Emmy is from Bulgaria and in case you’re wondering, she wore normal clothes. Apparently only the scrubbers do the panty-bra thing. She didn’t chitchat. She didn’t ask me anything about myself. She didn’t tell me about her weekend plans. She didn’t make me choose between ambient music or ocean sounds. She just gave me the best massage of my life, even better than Mr. Martin Javinsky’s up in Minneapolis who left me feeling like I’d been in a car accident, but in a good way. I found out later that I could have asked Emmy to walk on my back—-that’s what those bars on the ceiling were for. Isn’t it funny how everything looks sinister when you’re somewhere new?

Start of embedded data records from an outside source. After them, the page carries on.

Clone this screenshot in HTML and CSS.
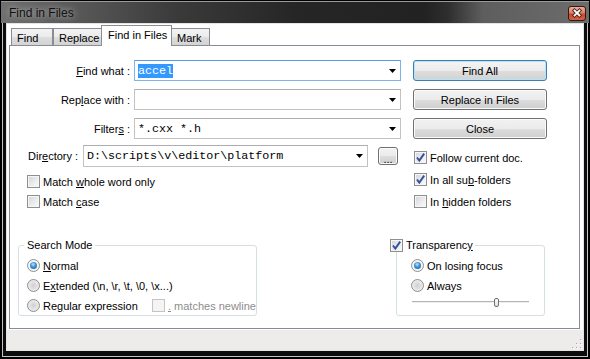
FILE: index.html
```html
<!DOCTYPE html>
<html lang="en">
<head>
    <meta charset="UTF-8">
    <title>Find in Files</title>
    <link rel="stylesheet" href="styles.css">
</head>
<body>
    <div class="window">
        <div class="titlebar">
            <span class="title">Find in Files</span>
            <span class="close-btn">
                <svg width="18" height="15" viewBox="0 0 18 15">
                    <path d="M6.5 4.5 L11.5 9.5 M11.5 4.5 L6.5 9.5" stroke="#4a2018" stroke-width="3.6" stroke-linecap="square"/>
                    <path d="M6.5 4.5 L11.5 9.5 M11.5 4.5 L6.5 9.5" stroke="#fff" stroke-width="1.8" stroke-linecap="square"/>
                </svg>
            </span>
        </div>
        <div class="client">
            <div class="tabs">
                <div class="tab tab-find">Find</div>
                <div class="tab tab-replace">Replace</div>
                <div class="tab tab-active">Find in Files</div>
                <div class="tab tab-mark">Mark</div>
            </div>
            <div class="panel">
                <div class="top">
                    <div class="fields">
                        <div class="field">
                            <span class="field-label"><u>F</u>ind what :</span>
                            <div class="combo combo-wide combo-focus">
                                <span class="combo-text"><span class="sel">accel</span></span>
                                <svg class="arrow" width="7" height="4" viewBox="0 0 7 4"><path d="M0 0 H7 L3.5 4 Z" fill="#000"/></svg>
                            </div>
                        </div>
                        <div class="field">
                            <span class="field-label">Rep<u>l</u>ace with :</span>
                            <div class="combo combo-wide">
                                <span class="combo-text"></span>
                                <svg class="arrow" width="7" height="4" viewBox="0 0 7 4"><path d="M0 0 H7 L3.5 4 Z" fill="#000"/></svg>
                            </div>
                        </div>
                        <div class="field">
                            <span class="field-label">Filter<u>s</u> :</span>
                            <div class="combo combo-wide">
                                <span class="combo-text">*.cxx *.h</span>
                                <svg class="arrow" width="7" height="4" viewBox="0 0 7 4"><path d="M0 0 H7 L3.5 4 Z" fill="#000"/></svg>
                            </div>
                        </div>
                    </div>
                    <div class="buttons">
                        <button class="btn btn-default">Find All</button>
                        <button class="btn">Replace in Files</button>
                        <button class="btn">Close</button>
                    </div>
                </div>

                <div class="mid">
                    <div class="mid-left">
                        <div class="dir-row">
                            <span class="dir-label">Dir<u>e</u>ctory :</span>
                            <div class="combo combo-dir">
                                <span class="combo-text">D:\scripts\v\editor\platform</span>
                                <svg class="arrow" width="7" height="4" viewBox="0 0 7 4"><path d="M0 0 H7 L3.5 4 Z" fill="#000"/></svg>
                            </div>
                            <button class="btn btn-browse">...</button>
                        </div>
                        <div class="checks-left">
                            <div class="check"><span class="cb"></span><span>Match <u>w</u>hole word only</span></div>
                            <div class="check"><span class="cb"></span><span>Match <u>c</u>ase</span></div>
                        </div>
                    </div>
                    <div class="mid-right">
                        <div class="check">
                            <span class="cb"><svg width="11" height="11" viewBox="0 0 11 11"><path d="M2 5.5 L4.3 8.6 L9.2 1.6" stroke="#33509a" stroke-width="1.9" fill="none"/></svg></span>
                            <span>Follow current doc.</span>
                        </div>
                        <div class="check">
                            <span class="cb"><svg width="11" height="11" viewBox="0 0 11 11"><path d="M2 5.5 L4.3 8.6 L9.2 1.6" stroke="#33509a" stroke-width="1.9" fill="none"/></svg></span>
                            <span>In all su<u>b</u>-folders</span>
                        </div>
                        <div class="check"><span class="cb"></span><span>In <u>h</u>idden folders</span></div>
                    </div>
                </div>

                <div class="bottom">
                    <fieldset class="group group-mode">
                        <legend>Search Mode</legend>
                        <div class="radio-list">
                            <div class="radio-row"><span class="radio on"></span><span><u>N</u>ormal</span></div>
                            <div class="radio-row"><span class="radio"></span><span>E<u>x</u>tended (\n, \r, \t, \0, \x...)</span></div>
                            <div class="radio-row">
                                <span class="radio"></span><span class="regex-text">Re<u>g</u>ular expression</span>
                                <span class="check disabled"><span class="cb"></span><span><u>.</u> matches newline</span></span>
                            </div>
                        </div>
                    </fieldset>
                    <fieldset class="group group-trans">
                        <legend class="check">
                            <span class="cb"><svg width="11" height="11" viewBox="0 0 11 11"><path d="M2 5.5 L4.3 8.6 L9.2 1.6" stroke="#33509a" stroke-width="1.9" fill="none"/></svg></span>
                            <span>Transparenc<u>y</u></span>
                        </legend>
                        <div class="radio-list">
                            <div class="radio-row"><span class="radio on"></span><span>On losing focus</span></div>
                            <div class="radio-row"><span class="radio"></span><span>Always</span></div>
                        </div>
                        <div class="slider">
                            <span class="track track-left"></span>
                            <span class="thumb"></span>
                            <span class="track track-right"></span>
                        </div>
                    </fieldset>
                </div>
            </div>
            <div class="statusbar">
                <svg class="grip" width="11" height="11" viewBox="0 0 11 11">
                    <g fill="#fff"><rect x="10" y="2" width="1" height="1"/><rect x="10" y="6" width="1" height="1"/><rect x="6" y="6" width="1" height="1"/><rect x="10" y="10" width="1" height="1"/><rect x="6" y="10" width="1" height="1"/><rect x="2" y="10" width="1" height="1"/></g>
                    <g fill="#a9a6a6"><rect x="9" y="1" width="1" height="1"/><rect x="9" y="5" width="1" height="1"/><rect x="5" y="5" width="1" height="1"/><rect x="9" y="9" width="1" height="1"/><rect x="5" y="9" width="1" height="1"/><rect x="1" y="9" width="1" height="1"/></g>
                </svg>
            </div>
        </div>
    </div>
</body>
</html>
```

FILE: styles.css
```css
body {
    margin: 0;
    background: #fff;
    font-family: "Liberation Sans", Arial, sans-serif;
    font-size: 11px;
    color: #000;
}
.window {
    width: 590px;
    height: 359px;
    box-sizing: border-box;
    border: 1px solid #000;
    background: #0c0c0c;
    box-shadow: inset 0 0 0 1px #000, inset 0 0 0 2px #c4c4c4;
    display: flex;
    flex-direction: column;
}
.titlebar {
    height: 22px;
    flex-shrink: 0;
    display: flex;
    justify-content: space-between;
    align-items: flex-start;
    padding: 0 3px 0 8px;
    background: linear-gradient(to right, #707070 0%, #5a5a5a 12%, #3a3a3a 30%, #262626 50%, #222 72%, #2e2e2e 76%, #5e5e5e 82%, #6c6c6c 100%);
    box-shadow: inset 0 1px 0 #9a9a9a;
}
.title {
    font-size: 12px;
    line-height: 22px;
    padding-top: 1px;
    color: #111;
    text-shadow: 0 0 6px rgba(220, 220, 220, 0.7), 0 0 10px rgba(200, 200, 200, 0.5);
}
.close-btn {
    display: block;
    width: 18px;
    height: 15px;
    margin-top: 5px;
    box-sizing: border-box;
    border: 1px solid #3a1610;
    border-radius: 3px;
    background: linear-gradient(#eab0a0 0%, #dc7e66 45%, #c8472d 55%, #d0654a 100%);
    overflow: hidden;
}
.close-btn svg {
    display: block;
    margin: -1px 0 0 -1px;
}
.client {
    flex: 1;
    margin: 1px 6px 8px 6px;
    background: #fff;
    box-shadow: 0 0 0 1px #e4e4e4;
    display: flex;
    flex-direction: column;
}

/* tabs */
.tabs {
    height: 21px;
    flex-shrink: 0;
    display: flex;
    align-items: flex-end;
    padding-left: 4px;
}
.tab {
    height: 17px;
    box-sizing: border-box;
    border: 1px solid #898c95;
    border-bottom: none;
    background: linear-gradient(#f3f3f3 0%, #ebebeb 50%, #dddddd 51%, #d3d3d3 100%);
    padding: 3px 0 0 5px;
    line-height: 13px;
    white-space: nowrap;
}
.tab-find { width: 42px; }
.tab-replace { width: 49px; margin-left: 0; }
.tab-active {
    position: relative;
    z-index: 1;
    width: 71px;
    height: 21px;
    margin-left: -1px;
    margin-bottom: -1px;
    padding: 3px 0 0 6px;
    background: #fff;
}
.tab-mark { width: 39px; margin-left: -1px; }

.panel {
    margin-left: 2px;
    width: 571px;
    height: 284px;
    flex-shrink: 0;
    box-sizing: border-box;
    border: 1px solid #898c95;
    background: #fff;
}

/* combos and buttons */
.top {
    display: flex;
    margin-top: 14px;
}
.fields {
    display: flex;
    flex-direction: column;
    gap: 8px;
}
.field {
    display: flex;
    align-items: center;
    height: 21px;
}
.field-label {
    width: 120px;
    margin-right: 4px;
    text-align: right;
    white-space: nowrap;
}
.combo {
    display: flex;
    align-items: center;
    height: 21px;
    box-sizing: border-box;
    border: 1px solid #c3c3c3;
    border-top-color: #abadb3;
    background: #fff;
}
.combo-focus {
    border-color: #7eb4ea;
    border-top-color: #569de5;
}
.combo-wide { width: 267px; }
.combo-text {
    flex: 1;
    padding-left: 3px;
    font-family: "Liberation Mono", "Courier New", monospace;
    font-size: 11.7px;
    line-height: 14px;
    white-space: pre;
}
.sel {
    background: #3399ff;
    color: #fff;
}
.arrow {
    display: block;
    margin-right: 4px;
}
.buttons {
    display: flex;
    flex-direction: column;
    gap: 8px;
    width: 134px;
    margin-left: 12px;
}
.btn {
    height: 21px;
    box-sizing: border-box;
    border: 1px solid #707070;
    border-radius: 3px;
    background: linear-gradient(#f2f2f2 0%, #ebebeb 50%, #dddddd 51%, #cfcfcf 100%);
    box-shadow: inset 0 0 0 1px #fbfbfb;
    font-family: "Liberation Sans", Arial, sans-serif;
    font-size: 11px;
    color: #000;
    padding: 0;
}
.btn-default {
    border-color: #3c7fb1;
    box-shadow: inset 0 0 0 1px #b8e2f6;
    background: linear-gradient(#eaf6fd 0%, #d9f0fc 50%, #bee6fd 51%, #a7d9f5 100%);
    background: linear-gradient(#f4f4f4 0%, #ececec 50%, #dedede 51%, #d2d2d2 100%);
}

/* directory row and checks */
.mid {
    display: flex;
    margin-top: 6px;
}
.mid-left { width: 404px; }
.dir-row {
    display: flex;
    align-items: center;
    height: 22px;
    padding-left: 18px;
}
.dir-label {
    width: 55px;
    white-space: nowrap;
}
.combo-dir {
    width: 285px;
    height: 22px;
}
.btn-browse {
    width: 20px;
    height: 18px;
    margin-left: 10px;
    line-height: 18px;
    padding-top: 2px;
}
.checks-left {
    display: flex;
    flex-direction: column;
    gap: 7px;
    margin-top: 8px;
    padding-left: 17px;
}
.mid-right {
    display: flex;
    flex-direction: column;
    gap: 9px;
    padding-top: 6px;
}
.check {
    display: flex;
    align-items: center;
    gap: 3px;
    height: 13px;
    white-space: nowrap;
}
.cb {
    display: block;
    width: 13px;
    height: 13px;
    flex-shrink: 0;
    box-sizing: border-box;
    border: 1px solid #8e8f8f;
    background: linear-gradient(135deg, #d2d4d6 0%, #eceeef 60%, #fbfbfb 100%);
    box-shadow: inset 0 0 0 1px #f6f6f6;
}
.cb svg { display: block; }
.disabled { color: #8d8d8d; }
.disabled .cb {
    border-color: #c4c4c4;
    background: #f4f4f4;
    box-shadow: none;
}

/* group boxes */
.bottom {
    display: flex;
    align-items: flex-start;
    margin-top: 31px;
}
.group {
    margin: 0;
    min-width: 0;
    height: 77px;
    box-sizing: border-box;
    border: 1px solid #d5dfe5;
    border-radius: 3px;
    padding: 7px 0 0 8px;
}
.group legend {
    padding: 0 3px;
    margin-left: -3px;
    line-height: 13px;
    height: 13px;
}
.group-mode {
    width: 239px;
    margin-left: 8px;
}
.group-trans {
    width: 149px;
    margin-left: 139px;
    padding-left: 14px;
}
.group-trans legend {
    margin-left: -21px;
    padding: 0 2px 0 0;
}
.radio-list {
    display: flex;
    flex-direction: column;
    gap: 7px;
}
.radio-row {
    display: flex;
    align-items: center;
    gap: 3px;
    height: 13px;
    white-space: nowrap;
}
.radio {
    display: block;
    width: 13px;
    height: 13px;
    flex-shrink: 0;
    box-sizing: border-box;
    border: 1px solid #8e8f8f;
    border-radius: 50%;
    background: radial-gradient(circle at 50% 50%, #cfcfcf 0%, #e2e2e2 45%, #f6f6f6 100%);
}
.radio.on {
    background: #f4f4f4;
}
.radio.on::after {
    content: '';
    display: block;
    width: 7px;
    height: 7px;
    margin: 2px;
    border-radius: 50%;
    background: radial-gradient(circle at 45% 35%, #c4e6fc 0%, #3f98dc 40%, #1a5798 100%);
}
.regex-text { width: 106px; }
.slider {
    display: flex;
    align-items: center;
    width: 117px;
    height: 10px;
    margin-top: 5px;
    margin-left: 1px;
}
.track {
    height: 0;
    border-top: 1px solid #b4b4b4;
    border-bottom: 1px solid #eeeeee;
}
.track-left { width: 82px; }
.track-right { flex: 1; }
.thumb {
    width: 5px;
    height: 9px;
    box-sizing: border-box;
    border: 1px solid #707070;
    border-radius: 2px;
    background: linear-gradient(#fdfdfd, #e0e0e0);
}

.statusbar {
    flex: 1;
    margin-top: 1px;
    background: #eeebeb;
    display: flex;
    justify-content: flex-end;
    align-items: flex-end;
    padding: 0 1px 1px 0;
}
.grip { display: block; }
```
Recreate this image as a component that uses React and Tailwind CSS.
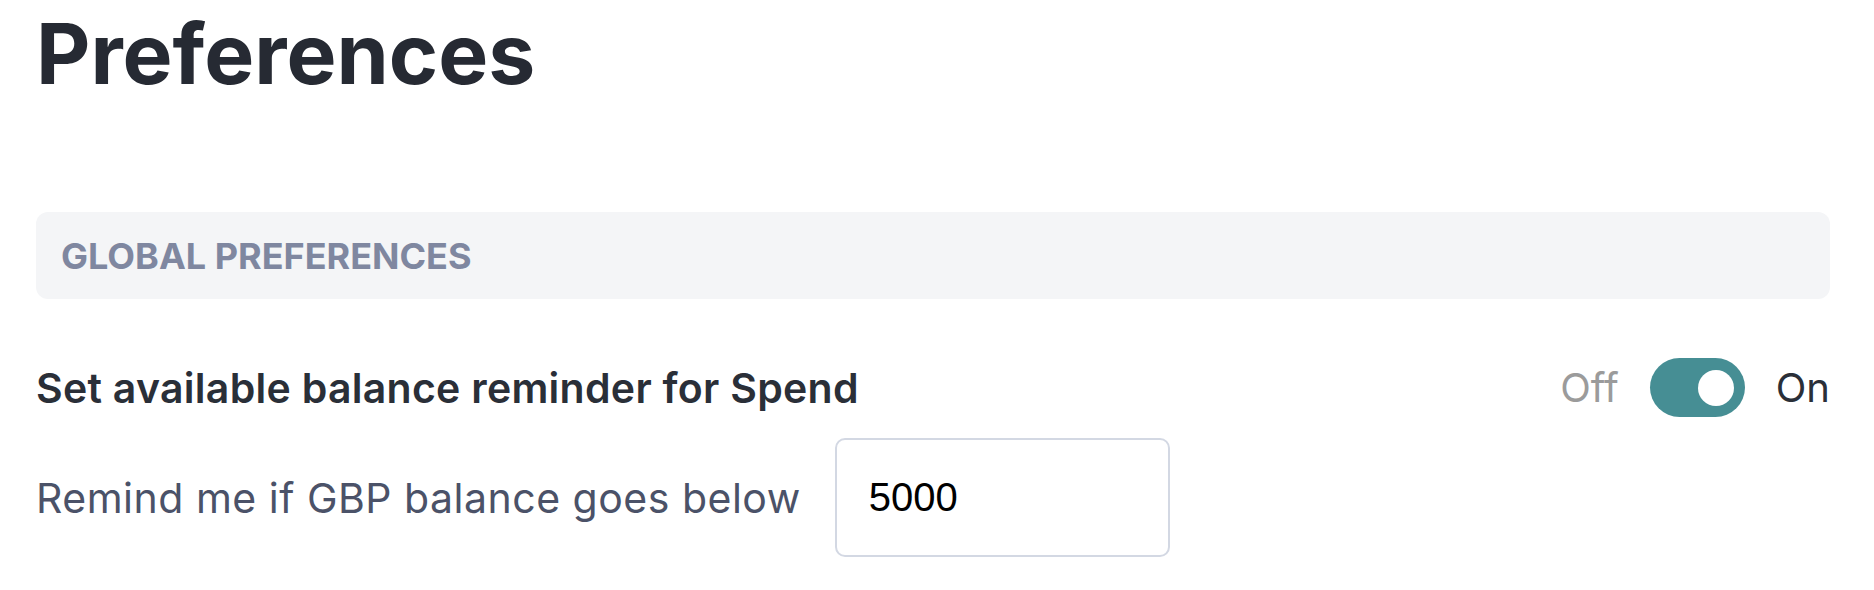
export default function App() {
  return (
    <div className="w-[1874px] h-[590px] bg-white pl-[36px] pr-[44px] pt-[4px] font-['Inter',sans-serif] overflow-hidden">
      <h1 className="text-[84px] leading-[100px] font-bold text-[#262a33]">Preferences</h1>

      <div className="mt-[108px] h-[87px] rounded-[12px] bg-[#f4f5f7] flex items-center px-[25px]">
        <h2 className="text-[36px] leading-[44px] font-bold text-[#7f87a0] uppercase">Global Preferences</h2>
      </div>

      <div className="mt-[59px] h-[59px] flex items-center justify-between">
        <p className="text-[41px] leading-[48px] font-semibold tracking-[0.28px] text-[#2a2f38]">Set available balance reminder for Spend</p>
        <div className="flex items-center gap-[31px]">
          <span className="text-[40px] leading-[48px] text-[#9b9b9b]">Off</span>
          <button className="w-[95px] h-[59px] rounded-full bg-[#468e94] flex items-center justify-end pr-[11px]">
            <span className="w-[36px] h-[36px] rounded-full bg-white block"></span>
          </button>
          <span className="text-[40px] leading-[48px] text-[#2a2f38]">On</span>
        </div>
      </div>

      <div className="mt-[21px] flex items-center gap-[34px]">
        <label className="text-[41px] leading-[48px] tracking-[0.5px] text-[#4b5268]">Remind me if GBP balance goes below</label>
        <input
          type="text"
          defaultValue="5000"
          className="w-[335px] h-[119px] rounded-[10px] border-2 border-[#d3d8e3] pl-[32px] text-[40px] text-black font-['Liberation_Sans',Arial,sans-serif] outline-none"
        />
      </div>
    </div>
  );
}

Back to wabi-sabi. Clearly Paradise is not fancy, what with its chipped paint and faded towels. But what I’ve discovered is that I’m okay with myself there. At the other sort of spa, I’d probably feel like I needed to hold in my stomach. Like maybe I should have cut my toenails and polished them before coming. I sure wouldn’t feel like I could get scrubbed out in the open. And I could appreciate the transient nature of youth and beauty as I looked (briefly) at the women around me who represented every possible age, shape and size. When you’re surrounded by real women who aren’t trying to impress anyone, who just want to slough off their winter flakiness and have a good soak, you realize that in our differences we’re all the same—except I’m a lot smoother than you right now. Going a step further, I guess I hope that the Paradise we’ve been looking forward to ever since we were told about What Comes Next is like the Paradise Spa. I hope it’s a little dingy and the people there are a little dumpy, because I plan to be comfortable for a really long time.